▶ EXERCISE INSTRUCTIONS
Every line below is to be copied exactly, with the pictures left out.

▶ STORED DATA
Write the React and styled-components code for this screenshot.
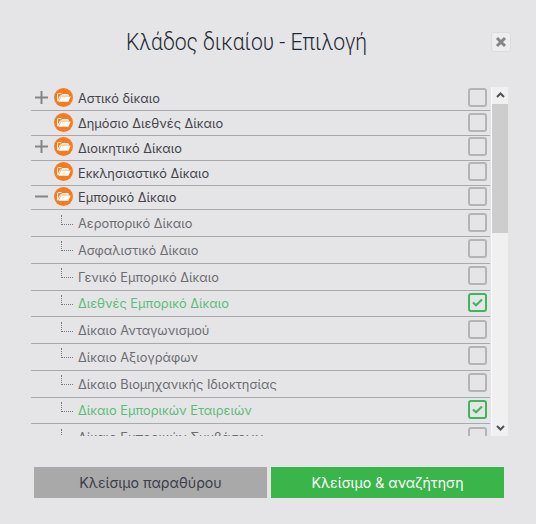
import { createGlobalStyle, styled } from "styled-components";

const GlobalStyle = createGlobalStyle`
  html, body {
    margin: 0;
    padding: 0;
    background: #e5e5e8;
  }
  body {
    font-family: "Inter", sans-serif;
    overflow: hidden;
  }
`;

const Dialog = styled.div`
  width: 536px;
  height: 524px;
  box-sizing: border-box;
  display: flex;
  flex-direction: column;
  background: #e5e5e8;
  padding: 26px 25px 0 31px;
`;

const Header = styled.div`
  display: flex;
  align-items: flex-start;
  justify-content: space-between;
  height: 60.5px;
`;

const Title = styled.h1`
  margin: 0 0 0 95px;
  font-family: "Roboto", sans-serif;
  font-weight: 300;
  font-size: 23.5px;
  line-height: 32px;
  color: #1d2a33;
  transform: scaleX(0.9);
  transform-origin: left center;
`;

const CloseButton = styled.button`
  width: 20px;
  height: 20px;
  margin-top: 6px;
  padding: 0;
  display: flex;
  align-items: center;
  justify-content: center;
  box-sizing: border-box;
  background: #ededef;
  border: 1px solid #dcdcde;
  border-radius: 3px;
`;

const ListArea = styled.div`
  display: flex;
  height: 349.5px;
`;

const List = styled.div`
  width: 459px;
  overflow: hidden;
`;

const RowBox = styled.div`
  height: ${({ $child }) => ($child ? "26.75px" : "24.75px")};
  box-sizing: border-box;
  padding-bottom: 2px;
  display: flex;
  align-items: center;
  border-bottom: 1px solid #a9a9ab;
  flex-shrink: 0;
`;

const Toggle = styled.span`
  width: 20px;
  height: 19px;
  margin-right: 3px;
  display: flex;
  align-items: center;
  justify-content: center;
  flex-shrink: 0;
`;

const Connector = styled.span`
  width: 12px;
  height: 10px;
  margin: -5px 5px 0 30px;
  flex-shrink: 0;
  box-sizing: border-box;
  border-left: 1px dotted #77777a;
  border-bottom: 1px dotted #77777a;
`;

const FolderBadge = styled.span`
  width: 19px;
  height: 19px;
  border-radius: 50%;
  background: #f47b20;
  display: flex;
  align-items: center;
  justify-content: center;
  margin-right: 5px;
  flex-shrink: 0;
`;

const Label = styled.span`
  flex: 1;
  margin-top: 4px;
  font-size: 12.8px;
  line-height: 16px;
  white-space: nowrap;
  color: ${({ $selected, $child }) =>
    $selected ? "#5cbd77" : $child ? "#6d6d72" : "#44444a"};
`;

const CheckBox = styled.span`
  width: 19px;
  height: 19px;
  margin-right: 3px;
  box-sizing: border-box;
  border: 2px solid ${({ $checked }) => ($checked ? "#3fb65a" : "#b4b4b6")};
  border-radius: 3px;
  display: flex;
  align-items: center;
  justify-content: center;
  flex-shrink: 0;
`;

const Scrollbar = styled.div`
  width: 16px;
  margin-left: 1px;
  border-left: 1px solid #f7f7f8;
  background: #f0f0f1;
  display: flex;
  flex-direction: column;
  align-items: stretch;
`;

const ScrollArrow = styled.div`
  height: 17px;
  display: flex;
  align-items: center;
  justify-content: center;
  flex-shrink: 0;
`;

const ScrollThumb = styled.div`
  height: 129px;
  background: #cdcdcd;
  flex-shrink: 0;
`;

const ScrollTrack = styled.div`
  flex: 1;
`;

const Footer = styled.div`
  display: flex;
  gap: 4px;
  margin: 31px 0 0 3px;
`;

const ActionButton = styled.button`
  width: 233px;
  height: 31px;
  padding: 0;
  border: none;
  font-family: "Inter", sans-serif;
  font-size: 14.2px;
  background: ${({ $primary }) => ($primary ? "#39b54a" : "#a9a9a9")};
  color: ${({ $primary }) => ($primary ? "#ffffff" : "#3c3f4a")};
`;

const rows = [
  { label: "Αστικό δίκαιο", toggle: "plus" },
  { label: "Δημόσιο Διεθνές Δίκαιο" },
  { label: "Διοικητικό Δίκαιο", toggle: "plus" },
  { label: "Εκκλησιαστικό Δίκαιο" },
  { label: "Εμπορικό Δίκαιο", toggle: "minus" },
  { label: "Αεροπορικό Δίκαιο", child: true },
  { label: "Ασφαλιστικό Δίκαιο", child: true },
  { label: "Γενικό Εμπορικό Δίκαιο", child: true },
  { label: "Διεθνές Εμπορικό Δίκαιο", child: true, checked: true },
  { label: "Δίκαιο Ανταγωνισμού", child: true },
  { label: "Δίκαιο Αξιογράφων", child: true },
  { label: "Δίκαιο Βιομηχανικής Ιδιοκτησίας", child: true },
  { label: "Δίκαιο Εμπορικών Εταιρειών", child: true, checked: true },
  { label: "Δίκαιο Εμπορικών Συμβάσεων", child: true },
];

function FolderIcon() {
  return (
    <svg width="14" height="9" viewBox="0 0 14 9">
      <path
        d="M0.6 8V1.1C0.6 0.8 0.8 0.6 1.1 0.6H4.2L5.2 1.6H10.9C11.2 1.6 11.4 1.8 11.4 2.1V2.8H3.4L0.8 8.4"
        fill="none"
        stroke="#fff"
        strokeWidth="1"
      />
      <path d="M3.9 3.6H13.8L11.4 8.8H1.6Z" fill="#fff" />
    </svg>
  );
}

function ToggleIcon({ type }) {
  return (
    <svg width="13" height="13" viewBox="0 0 13 13">
      <path d="M0 6.5H13" stroke="#858588" strokeWidth="2" />
      {type === "plus" && <path d="M6.5 0V13" stroke="#858588" strokeWidth="2" />}
    </svg>
  );
}

function CheckIcon() {
  return (
    <svg width="11" height="9" viewBox="0 0 11 9">
      <path d="M1 4.5L4 7.2L10 1.5" fill="none" stroke="#3fb65a" strokeWidth="2.2" />
    </svg>
  );
}

function Row({ label, toggle, child, checked }) {
  return (
    <RowBox $child={child}>
      {child ? (
        <Connector />
      ) : (
        <>
          <Toggle>{toggle && <ToggleIcon type={toggle} />}</Toggle>
          <FolderBadge>
            <FolderIcon />
          </FolderBadge>
        </>
      )}
      <Label $child={child} $selected={checked}>
        {label}
      </Label>
      <CheckBox $checked={checked}>{checked && <CheckIcon />}</CheckBox>
    </RowBox>
  );
}

export default function App() {
  return (
    <>
      <GlobalStyle />
      <Dialog>
        <Header>
          <Title>Κλάδος δικαίου - Επιλογή</Title>
          <CloseButton aria-label="close">
            <svg width="12" height="12" viewBox="0 0 12 12">
              <path d="M2 2L10 10M10 2L2 10" stroke="#858588" strokeWidth="3" />
            </svg>
          </CloseButton>
        </Header>
        <ListArea>
          <List>
            {rows.map((row) => (
              <Row key={row.label} {...row} />
            ))}
          </List>
          <Scrollbar>
            <ScrollArrow>
              <svg width="9" height="6" viewBox="0 0 9 6">
                <path d="M1 5L4.5 1.5L8 5" fill="none" stroke="#505055" strokeWidth="2" />
              </svg>
            </ScrollArrow>
            <ScrollThumb />
            <ScrollTrack />
            <ScrollArrow>
              <svg width="9" height="6" viewBox="0 0 9 6">
                <path d="M1 1L4.5 4.5L8 1" fill="none" stroke="#505055" strokeWidth="2" />
              </svg>
            </ScrollArrow>
          </Scrollbar>
        </ListArea>
        <Footer>
          <ActionButton>Κλείσιμο παραθύρου</ActionButton>
          <ActionButton $primary>Κλείσιμο &amp; αναζήτηση</ActionButton>
        </Footer>
      </Dialog>
    </>
  );
}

▶ WRITTEN RESPONSE
Write the React and styled-components code for this screenshot.
import { createGlobalStyle, styled } from "styled-components";

const GlobalStyle = createGlobalStyle`
  html, body {
    margin: 0;
    padding: 0;
    background: #e5e5e8;
  }
  body {
    font-family: "Inter", sans-serif;
    overflow: hidden;
  }
`;

const Dialog = styled.div`
  width: 536px;
  height: 524px;
  box-sizing: border-box;
  display: flex;
  flex-direction: column;
  background: #e5e5e8;
  padding: 26px 25px 0 31px;
`;

const Header = styled.div`
  display: flex;
  align-items: flex-start;
  justify-content: space-between;
  height: 60.5px;
`;

const Title = styled.h1`
  margin: 0 0 0 95px;
  font-family: "Roboto", sans-serif;
  font-weight: 300;
  font-size: 23.5px;
  line-height: 32px;
  color: #1d2a33;
  transform: scaleX(0.9);
  transform-origin: left center;
`;

const CloseButton = styled.button`
  width: 20px;
  height: 20px;
  margin-top: 6px;
  padding: 0;
  display: flex;
  align-items: center;
  justify-content: center;
  box-sizing: border-box;
  background: #ededef;
  border: 1px solid #dcdcde;
  border-radius: 3px;
`;

const ListArea = styled.div`
  display: flex;
  height: 349.5px;
`;

const List = styled.div`
  width: 459px;
  overflow: hidden;
`;

const RowBox = styled.div`
  height: ${({ $child }) => ($child ? "26.75px" : "24.75px")};
  box-sizing: border-box;
  padding-bottom: 2px;
  display: flex;
  align-items: center;
  border-bottom: 1px solid #a9a9ab;
  flex-shrink: 0;
`;

const Toggle = styled.span`
  width: 20px;
  height: 19px;
  margin-right: 3px;
  display: flex;
  align-items: center;
  justify-content: center;
  flex-shrink: 0;
`;

const Connector = styled.span`
  width: 12px;
  height: 10px;
  margin: -5px 5px 0 30px;
  flex-shrink: 0;
  box-sizing: border-box;
  border-left: 1px dotted #77777a;
  border-bottom: 1px dotted #77777a;
`;

const FolderBadge = styled.span`
  width: 19px;
  height: 19px;
  border-radius: 50%;
  background: #f47b20;
  display: flex;
  align-items: center;
  justify-content: center;
  margin-right: 5px;
  flex-shrink: 0;
`;

const Label = styled.span`
  flex: 1;
  margin-top: 4px;
  font-size: 12.8px;
  line-height: 16px;
  white-space: nowrap;
  color: ${({ $selected, $child }) =>
    $selected ? "#5cbd77" : $child ? "#6d6d72" : "#44444a"};
`;

const CheckBox = styled.span`
  width: 19px;
  height: 19px;
  margin-right: 3px;
  box-sizing: border-box;
  border: 2px solid ${({ $checked }) => ($checked ? "#3fb65a" : "#b4b4b6")};
  border-radius: 3px;
  display: flex;
  align-items: center;
  justify-content: center;
  flex-shrink: 0;
`;

const Scrollbar = styled.div`
  width: 16px;
  margin-left: 1px;
  border-left: 1px solid #f7f7f8;
  background: #f0f0f1;
  display: flex;
  flex-direction: column;
  align-items: stretch;
`;

const ScrollArrow = styled.div`
  height: 17px;
  display: flex;
  align-items: center;
  justify-content: center;
  flex-shrink: 0;
`;

const ScrollThumb = styled.div`
  height: 129px;
  background: #cdcdcd;
  flex-shrink: 0;
`;

const ScrollTrack = styled.div`
  flex: 1;
`;

const Footer = styled.div`
  display: flex;
  gap: 4px;
  margin: 31px 0 0 3px;
`;

const ActionButton = styled.button`
  width: 233px;
  height: 31px;
  padding: 0;
  border: none;
  font-family: "Inter", sans-serif;
  font-size: 14.2px;
  background: ${({ $primary }) => ($primary ? "#39b54a" : "#a9a9a9")};
  color: ${({ $primary }) => ($primary ? "#ffffff" : "#3c3f4a")};
`;

const rows = [
  { label: "Αστικό δίκαιο", toggle: "plus" },
  { label: "Δημόσιο Διεθνές Δίκαιο" },
  { label: "Διοικητικό Δίκαιο", toggle: "plus" },
  { label: "Εκκλησιαστικό Δίκαιο" },
  { label: "Εμπορικό Δίκαιο", toggle: "minus" },
  { label: "Αεροπορικό Δίκαιο", child: true },
  { label: "Ασφαλιστικό Δίκαιο", child: true },
  { label: "Γενικό Εμπορικό Δίκαιο", child: true },
  { label: "Διεθνές Εμπορικό Δίκαιο", child: true, checked: true },
  { label: "Δίκαιο Ανταγωνισμού", child: true },
  { label: "Δίκαιο Αξιογράφων", child: true },
  { label: "Δίκαιο Βιομηχανικής Ιδιοκτησίας", child: true },
  { label: "Δίκαιο Εμπορικών Εταιρειών", child: true, checked: true },
  { label: "Δίκαιο Εμπορικών Συμβάσεων", child: true },
];

function FolderIcon() {
  return (
    <svg width="14" height="9" viewBox="0 0 14 9">
      <path
        d="M0.6 8V1.1C0.6 0.8 0.8 0.6 1.1 0.6H4.2L5.2 1.6H10.9C11.2 1.6 11.4 1.8 11.4 2.1V2.8H3.4L0.8 8.4"
        fill="none"
        stroke="#fff"
        strokeWidth="1"
      />
      <path d="M3.9 3.6H13.8L11.4 8.8H1.6Z" fill="#fff" />
    </svg>
  );
}

function ToggleIcon({ type }) {
  return (
    <svg width="13" height="13" viewBox="0 0 13 13">
      <path d="M0 6.5H13" stroke="#858588" strokeWidth="2" />
      {type === "plus" && <path d="M6.5 0V13" stroke="#858588" strokeWidth="2" />}
    </svg>
  );
}

function CheckIcon() {
  return (
    <svg width="11" height="9" viewBox="0 0 11 9">
      <path d="M1 4.5L4 7.2L10 1.5" fill="none" stroke="#3fb65a" strokeWidth="2.2" />
    </svg>
  );
}

function Row({ label, toggle, child, checked }) {
  return (
    <RowBox $child={child}>
      {child ? (
        <Connector />
      ) : (
        <>
          <Toggle>{toggle && <ToggleIcon type={toggle} />}</Toggle>
          <FolderBadge>
            <FolderIcon />
          </FolderBadge>
        </>
      )}
      <Label $child={child} $selected={checked}>
        {label}
      </Label>
      <CheckBox $checked={checked}>{checked && <CheckIcon />}</CheckBox>
    </RowBox>
  );
}

export default function App() {
  return (
    <>
      <GlobalStyle />
      <Dialog>
        <Header>
          <Title>Κλάδος δικαίου - Επιλογή</Title>
          <CloseButton aria-label="close">
            <svg width="12" height="12" viewBox="0 0 12 12">
              <path d="M2 2L10 10M10 2L2 10" stroke="#858588" strokeWidth="3" />
            </svg>
          </CloseButton>
        </Header>
        <ListArea>
          <List>
            {rows.map((row) => (
              <Row key={row.label} {...row} />
            ))}
          </List>
          <Scrollbar>
            <ScrollArrow>
              <svg width="9" height="6" viewBox="0 0 9 6">
                <path d="M1 5L4.5 1.5L8 5" fill="none" stroke="#505055" strokeWidth="2" />
              </svg>
            </ScrollArrow>
            <ScrollThumb />
            <ScrollTrack />
            <ScrollArrow>
              <svg width="9" height="6" viewBox="0 0 9 6">
                <path d="M1 1L4.5 4.5L8 1" fill="none" stroke="#505055" strokeWidth="2" />
              </svg>
            </ScrollArrow>
          </Scrollbar>
        </ListArea>
        <Footer>
          <ActionButton>Κλείσιμο παραθύρου</ActionButton>
          <ActionButton $primary>Κλείσιμο &amp; αναζήτηση</ActionButton>
        </Footer>
      </Dialog>
    </>
  );
}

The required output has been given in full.